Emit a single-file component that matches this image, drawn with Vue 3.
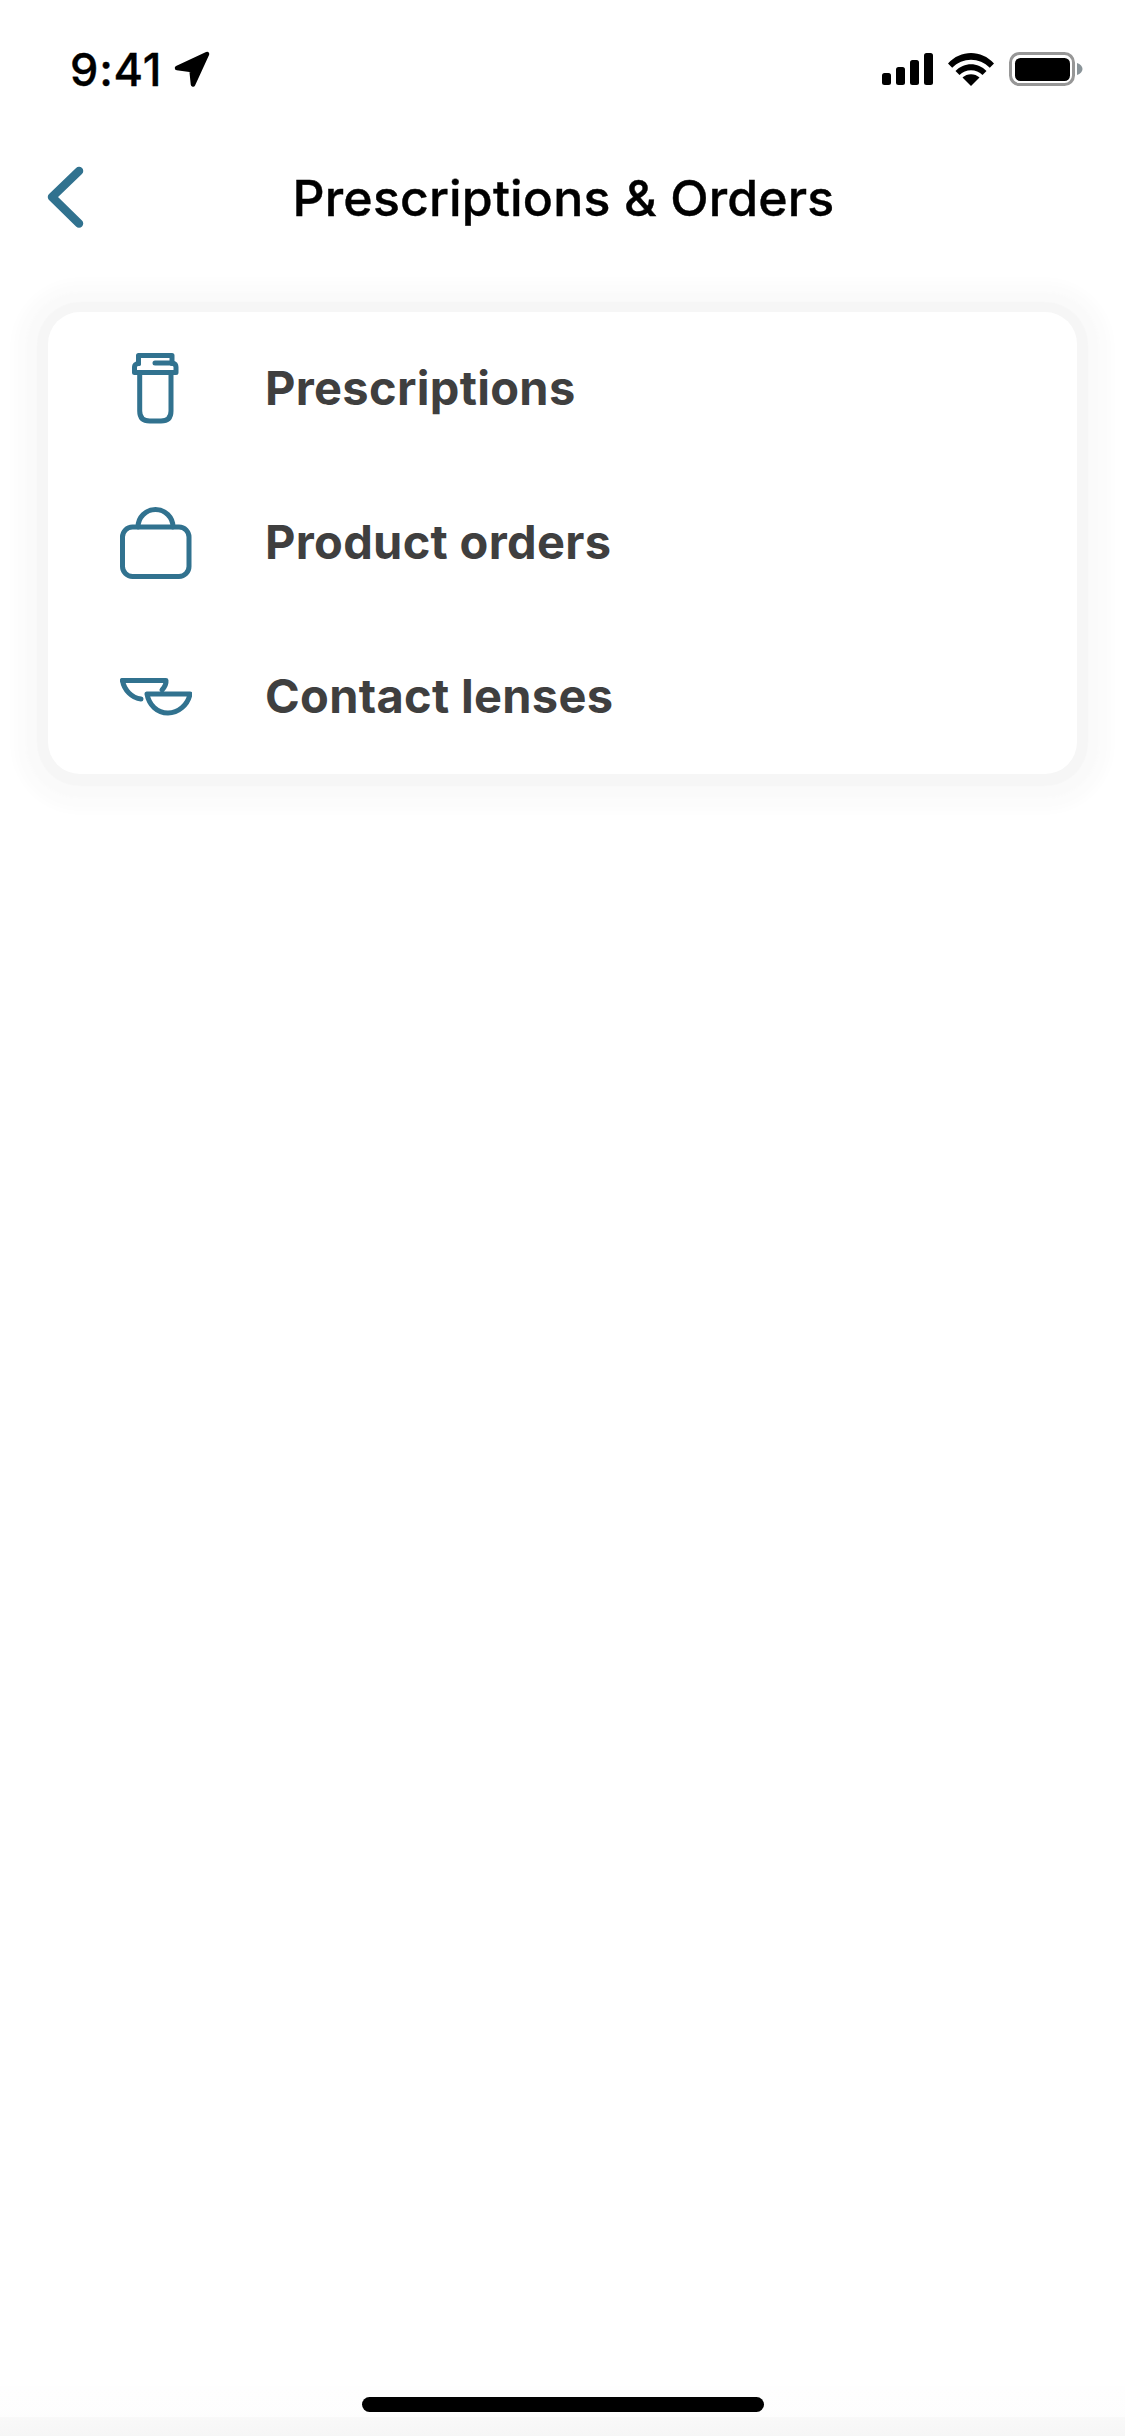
<script setup>
const rows = [
  { label: 'Prescriptions', icon: 'bottle' },
  { label: 'Product orders', icon: 'bag' },
  { label: 'Contact lenses', icon: 'lens' }
]
</script>

<template>
  <div class="page">
    <header class="status">
      <div class="status-left">
        <span class="time">9:41</span>
        <svg class="arrow" width="36" height="37" viewBox="0 0 36 37">
          <path d="M3 17 L33 3 L19 33.500 L17.500 19 Z" fill="#000" stroke="#000" stroke-width="4.500" stroke-linejoin="round" />
        </svg>
      </div>
      <div class="status-right">
        <svg class="signal" width="51" height="32" viewBox="0 0 51 32">
          <rect x="0" y="20" width="9" height="12" rx="2.500" />
          <rect x="14" y="14" width="9" height="18" rx="2.500" />
          <rect x="28" y="7" width="9" height="25" rx="2.500" />
          <rect x="42" y="0" width="9" height="32" rx="2.500" />
        </svg>
        <svg class="wifi" width="46" height="33" viewBox="0 0 46 33">
          <path d="M23 33 L14.500 24.500 C19 20 27 20 31.500 24.500 Z" />
          <path d="M7.500 18 L11.500 22 C17.500 15.500 28.500 15.500 34.500 22 L38.500 18 C30 9 16 9 7.500 18 Z" />
          <path d="M0 10.500 L4.200 14.700 C14.500 4 31.500 4 41.800 14.700 L46 10.500 C33.500 -3.500 12.500 -3.500 0 10.500 Z" />
        </svg>
        <svg class="battery" width="74" height="34" viewBox="0 0 74 34">
          <rect x="1.500" y="1.500" width="63" height="31" rx="9" fill="none" stroke="#979797" stroke-width="3" />
          <rect x="6" y="6" width="55" height="23" rx="5.500" fill="#000" />
          <path d="M68 11 C71.500 12 73.500 14.500 73.500 17 C73.500 19.500 71.500 22 68 23 Z" fill="#8a9499" />
        </svg>
      </div>
    </header>

    <nav class="nav">
      <button class="back" type="button" aria-label="Back">
        <svg width="40" height="64" viewBox="0 0 40 64">
          <path d="M33 6 L6 32 L33 58.500" fill="none" stroke="#31728f" stroke-width="8.500" stroke-linecap="round" stroke-linejoin="round" />
        </svg>
      </button>
      <h1 class="title">Prescriptions &amp; Orders</h1>
      <span></span>
    </nav>

    <main class="main">
      <section class="card">
        <div v-for="row in rows" :key="row.label" class="row">
          <svg class="icon" width="72" height="72" viewBox="0 0 72 72" fill="none" stroke="#31728f" stroke-width="5" stroke-linecap="round" stroke-linejoin="round">
            <g v-if="row.icon === 'bottle'">
              <path d="M18.500 10.500 V2.500 H52 V10.500" />
              <path d="M35 10 H52.500 Q56 11 56 14 V19.500 H14.500 V14 Q14.500 11 18.500 10.500" />
              <path d="M19.700 19.500 V58 Q19.700 68 29.700 68 H41 Q51 68 51 58 V19.500" />
            </g>
            <g v-else-if="row.icon === 'bag'">
              <rect x="2.500" y="20" width="66.500" height="49.500" rx="10" />
              <path d="M18 20 A17.500 17.500 0 0 1 53 20" />
            </g>
            <g v-else>
              <path d="M2.500 19.500 H46 Q46.500 24 42 29" />
              <path d="M2.500 19.500 C4 29 12 37 21 38" />
              <path d="M27 33 H70 C68 44 58 52 48 52 C37 52 29 44 27 33 Z" />
            </g>
          </svg>
          <span class="label">{{ row.label }}</span>
        </div>
      </section>
    </main>

    <footer class="foot">
      <div class="home"></div>
      <div class="edge"></div>
    </footer>
  </div>
</template>

<style scoped>
.page {
  width: 1125px;
  height: 2436px;
  display: flex;
  flex-direction: column;
  background: #fff;
  font-family: Inter, "Liberation Sans", sans-serif;
  overflow: hidden;
}
.status {
  height: 132px;
  flex: none;
  padding: 51px 42px 0 70px;
  box-sizing: border-box;
  display: flex;
  justify-content: space-between;
  align-items: flex-start;
}
.status-left {
  display: flex;
  align-items: center;
  height: 37px;
}
.time {
  font-size: 45px;
  font-weight: 500;
  line-height: 37px;
  color: #000;
  letter-spacing: 0.8px;
  -webkit-text-stroke: 0.4px #000;
}
.arrow {
  margin-left: 12px;
}
.status-right {
  display: flex;
  align-items: center;
  gap: 15px;
  height: 36px;
}
.wifi {
  fill: #000;
}
.nav {
  flex: none;
  height: 130px;
  display: grid;
  grid-template-columns: 1fr auto 1fr;
  align-items: center;
  padding: 0 46px;
  box-sizing: border-box;
}
.back {
  padding: 0;
  border: 0;
  background: none;
  width: 40px;
  height: 64px;
  justify-self: start;
}
.back svg {
  display: block;
}
.title {
  margin: 2px 0 0 2px;
  font-size: 50px;
  font-weight: 500;
  color: #000;
  line-height: 60px;
  letter-spacing: 0.15px;
  -webkit-text-stroke: 0.4px #000;
}
.main {
  flex: 1;
  padding: 50px 48px 0;
}
.card {
  background: #fff;
  border-radius: 32px;
  box-shadow: 0 1px 1px 11px #f6f6f6, 0 2px 3px 22px #fafafa, 0 3px 12px 34px #fcfcfc;
}
.row {
  height: 154px;
  display: flex;
  align-items: center;
  gap: 72px;
  padding-left: 72px;
}
.icon {
  flex: none;
}
.label {
  font-size: 47px;
  font-weight: 700;
  color: #3f3f3f;
  letter-spacing: 0.3px;
  padding-bottom: 3px;
  margin-left: 1px;
}
.foot {
  flex: none;
  display: flex;
  flex-direction: column;
  align-items: center;
  height: 50px;
  background: linear-gradient(#fefefe, #fdfdfd);
}
.home {
  width: 402px;
  height: 15px;
  border-radius: 8px;
  background: #000;
  margin-top: 11px;
  flex: none;
}
.edge {
  width: 100%;
  flex: 1;
  margin-top: 5px;
  background: linear-gradient(#f9f9f9, #f6f6f6);
}
</style>

<style>
html, body {
  margin: 0;
  background: #fff;
}
</style>
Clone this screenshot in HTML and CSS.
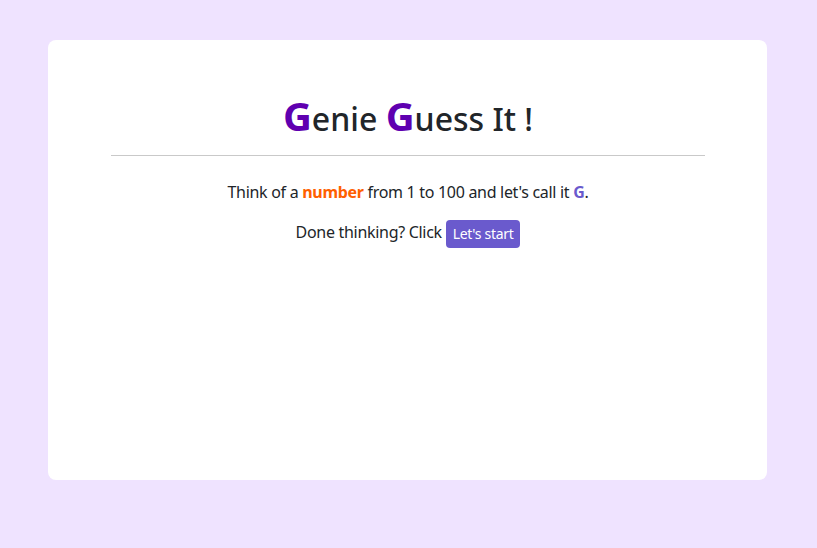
··········
DIRECTION: Extract all the data above exactly, excluding every picture.

ANSWER BELOW:
Emit a single-file component that matches this image, drawn with Vue 3.
<script setup>
const rows = [
  { label: 'Prescriptions', icon: 'bottle' },
  { label: 'Product orders', icon: 'bag' },
  { label: 'Contact lenses', icon: 'lens' }
]
</script>

<template>
  <div class="page">
    <header class="status">
      <div class="status-left">
        <span class="time">9:41</span>
        <svg class="arrow" width="36" height="37" viewBox="0 0 36 37">
          <path d="M3 17 L33 3 L19 33.500 L17.500 19 Z" fill="#000" stroke="#000" stroke-width="4.500" stroke-linejoin="round" />
        </svg>
      </div>
      <div class="status-right">
        <svg class="signal" width="51" height="32" viewBox="0 0 51 32">
          <rect x="0" y="20" width="9" height="12" rx="2.500" />
          <rect x="14" y="14" width="9" height="18" rx="2.500" />
          <rect x="28" y="7" width="9" height="25" rx="2.500" />
          <rect x="42" y="0" width="9" height="32" rx="2.500" />
        </svg>
        <svg class="wifi" width="46" height="33" viewBox="0 0 46 33">
          <path d="M23 33 L14.500 24.500 C19 20 27 20 31.500 24.500 Z" />
          <path d="M7.500 18 L11.500 22 C17.500 15.500 28.500 15.500 34.500 22 L38.500 18 C30 9 16 9 7.500 18 Z" />
          <path d="M0 10.500 L4.200 14.700 C14.500 4 31.500 4 41.800 14.700 L46 10.500 C33.500 -3.500 12.500 -3.500 0 10.500 Z" />
        </svg>
        <svg class="battery" width="74" height="34" viewBox="0 0 74 34">
          <rect x="1.500" y="1.500" width="63" height="31" rx="9" fill="none" stroke="#979797" stroke-width="3" />
          <rect x="6" y="6" width="55" height="23" rx="5.500" fill="#000" />
          <path d="M68 11 C71.500 12 73.500 14.500 73.500 17 C73.500 19.500 71.500 22 68 23 Z" fill="#8a9499" />
        </svg>
      </div>
    </header>

    <nav class="nav">
      <button class="back" type="button" aria-label="Back">
        <svg width="40" height="64" viewBox="0 0 40 64">
          <path d="M33 6 L6 32 L33 58.500" fill="none" stroke="#31728f" stroke-width="8.500" stroke-linecap="round" stroke-linejoin="round" />
        </svg>
      </button>
      <h1 class="title">Prescriptions &amp; Orders</h1>
      <span></span>
    </nav>

    <main class="main">
      <section class="card">
        <div v-for="row in rows" :key="row.label" class="row">
          <svg class="icon" width="72" height="72" viewBox="0 0 72 72" fill="none" stroke="#31728f" stroke-width="5" stroke-linecap="round" stroke-linejoin="round">
            <g v-if="row.icon === 'bottle'">
              <path d="M18.500 10.500 V2.500 H52 V10.500" />
              <path d="M35 10 H52.500 Q56 11 56 14 V19.500 H14.500 V14 Q14.500 11 18.500 10.500" />
              <path d="M19.700 19.500 V58 Q19.700 68 29.700 68 H41 Q51 68 51 58 V19.500" />
            </g>
            <g v-else-if="row.icon === 'bag'">
              <rect x="2.500" y="20" width="66.500" height="49.500" rx="10" />
              <path d="M18 20 A17.500 17.500 0 0 1 53 20" />
            </g>
            <g v-else>
              <path d="M2.500 19.500 H46 Q46.500 24 42 29" />
              <path d="M2.500 19.500 C4 29 12 37 21 38" />
              <path d="M27 33 H70 C68 44 58 52 48 52 C37 52 29 44 27 33 Z" />
            </g>
          </svg>
          <span class="label">{{ row.label }}</span>
        </div>
      </section>
    </main>

    <footer class="foot">
      <div class="home"></div>
      <div class="edge"></div>
    </footer>
  </div>
</template>

<style scoped>
.page {
  width: 1125px;
  height: 2436px;
  display: flex;
  flex-direction: column;
  background: #fff;
  font-family: Inter, "Liberation Sans", sans-serif;
  overflow: hidden;
}
.status {
  height: 132px;
  flex: none;
  padding: 51px 42px 0 70px;
  box-sizing: border-box;
  display: flex;
  justify-content: space-between;
  align-items: flex-start;
}
.status-left {
  display: flex;
  align-items: center;
  height: 37px;
}
.time {
  font-size: 45px;
  font-weight: 500;
  line-height: 37px;
  color: #000;
  letter-spacing: 0.8px;
  -webkit-text-stroke: 0.4px #000;
}
.arrow {
  margin-left: 12px;
}
.status-right {
  display: flex;
  align-items: center;
  gap: 15px;
  height: 36px;
}
.wifi {
  fill: #000;
}
.nav {
  flex: none;
  height: 130px;
  display: grid;
  grid-template-columns: 1fr auto 1fr;
  align-items: center;
  padding: 0 46px;
  box-sizing: border-box;
}
.back {
  padding: 0;
  border: 0;
  background: none;
  width: 40px;
  height: 64px;
  justify-self: start;
}
.back svg {
  display: block;
}
.title {
  margin: 2px 0 0 2px;
  font-size: 50px;
  font-weight: 500;
  color: #000;
  line-height: 60px;
  letter-spacing: 0.15px;
  -webkit-text-stroke: 0.4px #000;
}
.main {
  flex: 1;
  padding: 50px 48px 0;
}
.card {
  background: #fff;
  border-radius: 32px;
  box-shadow: 0 1px 1px 11px #f6f6f6, 0 2px 3px 22px #fafafa, 0 3px 12px 34px #fcfcfc;
}
.row {
  height: 154px;
  display: flex;
  align-items: center;
  gap: 72px;
  padding-left: 72px;
}
.icon {
  flex: none;
}
.label {
  font-size: 47px;
  font-weight: 700;
  color: #3f3f3f;
  letter-spacing: 0.3px;
  padding-bottom: 3px;
  margin-left: 1px;
}
.foot {
  flex: none;
  display: flex;
  flex-direction: column;
  align-items: center;
  height: 50px;
  background: linear-gradient(#fefefe, #fdfdfd);
}
.home {
  width: 402px;
  height: 15px;
  border-radius: 8px;
  background: #000;
  margin-top: 11px;
  flex: none;
}
.edge {
  width: 100%;
  flex: 1;
  margin-top: 5px;
  background: linear-gradient(#f9f9f9, #f6f6f6);
}
</style>

<style>
html, body {
  margin: 0;
  background: #fff;
}
</style>
Clone this screenshot in HTML and CSS.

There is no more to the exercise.